Thanks for the fix Jens. I had done testing with pulling out a usb key
from a running system to check for hot remove/ blk_cleanup_queue() path
and not sure why didn't I catch it.

I have got one little concern here. blk_throtl_exit() takes requeust queue
spin locks and relies on the fact that q->queue_lock is still around.

IIUC, in blk_release_queue(), there is no gurantee that driver has not
freed up the memory associated with spin lock (If it is a driver provided
spin lock).

Checking for q->td in throtl_shutdown_timer_wq(), might be a fix
but it has the potential to be racy as throtl_shutdown_timer_wq() does
not take spin lock and I guess it can't take spin lock to check for
q->td, as it is called in blk_release_queue-> blk_sync_queue path and
it is not guranteed if spin lock is still around.

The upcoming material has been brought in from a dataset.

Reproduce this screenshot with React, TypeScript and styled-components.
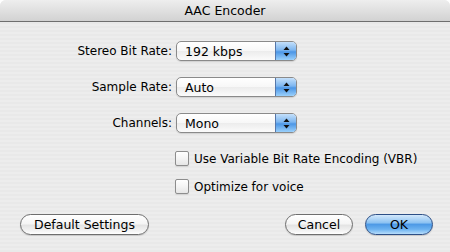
import React, { ReactElement } from "react";
import styled, { createGlobalStyle } from "styled-components";

const texts = {
  title: "AAC Encoder",
  bitRateLabel: "Stereo Bit Rate:",
  bitRate: "192 kbps",
  sampleRateLabel: "Sample Rate:",
  sampleRate: "Auto",
  channelsLabel: "Channels:",
  channels: "Mono",
  vbr: "Use Variable Bit Rate Encoding (VBR)",
  voice: "Optimize for voice",
  defaults: "Default Settings",
  cancel: "Cancel",
  ok: "OK",
};

const GlobalStyle = createGlobalStyle`
  html, body {
    margin: 0;
    padding: 0;
    background: #ffffff;
  }
  body {
    font-family: "DejaVu Sans", "Liberation Sans", sans-serif;
    font-size: 12px;
    color: #000;
  }
`;

const Window = styled.div`
  width: 450px;
  height: 252px;
  display: flex;
  flex-direction: column;
  border-radius: 6px 6px 0 0;
  overflow: hidden;
  background: repeating-linear-gradient(
    to bottom,
    #ededed 0px,
    #ededed 2px,
    #e9e9e9 2px,
    #e9e9e9 4px
  );
`;

const TitleBar = styled.div`
  height: 21px;
  flex: none;
  display: flex;
  align-items: center;
  justify-content: center;
  background: linear-gradient(to bottom, #eeeeee 0%, #e0e0e0 50%, #d2d2d2 100%);
  border-bottom: 1px solid #6f6f6f;
  font-size: 12.5px;
`;

const Body = styled.div`
  flex: 1;
  display: flex;
  flex-direction: column;
  padding: 19px 0 0 0;
`;

const FormGrid = styled.div`
  display: grid;
  grid-template-columns: 172px 121px;
  column-gap: 4px;
  row-gap: 16px;
  align-items: center;
`;

const Label = styled.span`
  text-align: right;
`;

const Popup = styled.div`
  height: 18px;
  display: flex;
  align-items: stretch;
  border: 1px solid #8a8a8a;
  border-radius: 5px;
  overflow: hidden;
  box-shadow: 0 1px 1px rgba(0, 0, 0, 0.12);
  background: linear-gradient(to bottom, #ffffff 0%, #f7f7f7 50%, #ececec 51%, #fbfbfb 100%);
`;

const PopupValue = styled.span`
  flex: 1;
  display: flex;
  align-items: center;
  padding-left: 8px;
  font-size: 12.5px;
`;

const PopupArrows = styled.span`
  width: 20px;
  display: flex;
  align-items: center;
  justify-content: center;
  border-left: 1px solid #5577aa;
  background: linear-gradient(to bottom, #c4e0fb 0%, #7db6f0 45%, #4c96e6 55%, #9ad0fb 100%);
`;

const Checks = styled.div`
  display: flex;
  flex-direction: column;
  gap: 13px;
  margin: 18px 0 0 175px;
`;

const CheckRow = styled.label`
  display: flex;
  align-items: center;
  gap: 5px;
  height: 15px;
`;

const CheckBox = styled.span`
  width: 12px;
  height: 13px;
  border: 1px solid #8d8d8d;
  border-radius: 2px;
  background: linear-gradient(to bottom, #ffffff 0%, #f4f4f4 50%, #e6e6e6 100%);
  box-shadow: 0 1px 1px rgba(0, 0, 0, 0.1);
`;

const ButtonBar = styled.div`
  display: flex;
  align-items: center;
  margin-top: 20px;
  padding: 0 17px 0 20px;
`;

const Spacer = styled.div`
  flex: 1;
`;

const PillButton = styled.button<{ $primary?: boolean; $width: number }>`
  width: ${(p) => p.$width}px;
  height: 21px;
  margin-left: ${(p) => (p.$primary ? "12px" : "0")};
  border-radius: 11px;
  font-family: inherit;
  font-size: 12.5px;
  color: #000;
  padding: 0;
  border: 1px solid ${(p) => (p.$primary ? "#2d4f86" : "#6e6e6e")};
  background: ${(p) =>
    p.$primary
      ? "linear-gradient(to bottom, #d3e8fb 0%, #8ec3f2 40%, #4e9ae6 50%, #6cb2f0 75%, #b7ddfb 100%)"
      : "linear-gradient(to bottom, #ffffff 0%, #f5f5f5 45%, #e4e4e4 55%, #f4f4f4 85%, #ffffff 100%)"};
  box-shadow: 0 1px 1px rgba(0, 0, 0, 0.15);
`;

const Arrows = (): ReactElement => (
  <svg width="7" height="11" viewBox="0 0 7 11">
    <path d="M3.5 0.5 L6.5 4 L0.5 4 Z" fill="#111" />
    <path d="M3.5 10.5 L6.5 7 L0.5 7 Z" fill="#111" />
  </svg>
);

const PopupField = ({ label, value }: { label: string; value: string }): ReactElement => (
  <>
    <Label>{label}</Label>
    <Popup>
      <PopupValue>{value}</PopupValue>
      <PopupArrows>
        <Arrows />
      </PopupArrows>
    </Popup>
  </>
);

const App = (): ReactElement => (
  <>
    <GlobalStyle />
    <Window>
      <TitleBar>{texts.title}</TitleBar>
      <Body>
        <FormGrid>
          <PopupField label={texts.bitRateLabel} value={texts.bitRate} />
          <PopupField label={texts.sampleRateLabel} value={texts.sampleRate} />
          <PopupField label={texts.channelsLabel} value={texts.channels} />
        </FormGrid>
        <Checks>
          <CheckRow>
            <CheckBox />
            {texts.vbr}
          </CheckRow>
          <CheckRow>
            <CheckBox />
            {texts.voice}
          </CheckRow>
        </Checks>
        <ButtonBar>
          <PillButton $width={129}>{texts.defaults}</PillButton>
          <Spacer />
          <PillButton $width={68}>{texts.cancel}</PillButton>
          <PillButton $primary $width={68}>
            {texts.ok}
          </PillButton>
        </ButtonBar>
      </Body>
    </Window>
  </>
);

export default App;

So may be we need to come up with a method to make sure driver does not
release queue lock until all the users of queue are gone and one can safely
assume q->queue_lock is valid in blk_release_queue().

Or may be make q->td rcu protected. It is already spin lock protected and
it kind of will become messy to access it under rcu lock in
throtl_shutdown_timer_wq(), and under q->queue_lock in rest of the places.
Ofcourse freeing of q->td will be after waiting through call_rcu().

Thanks
Vivek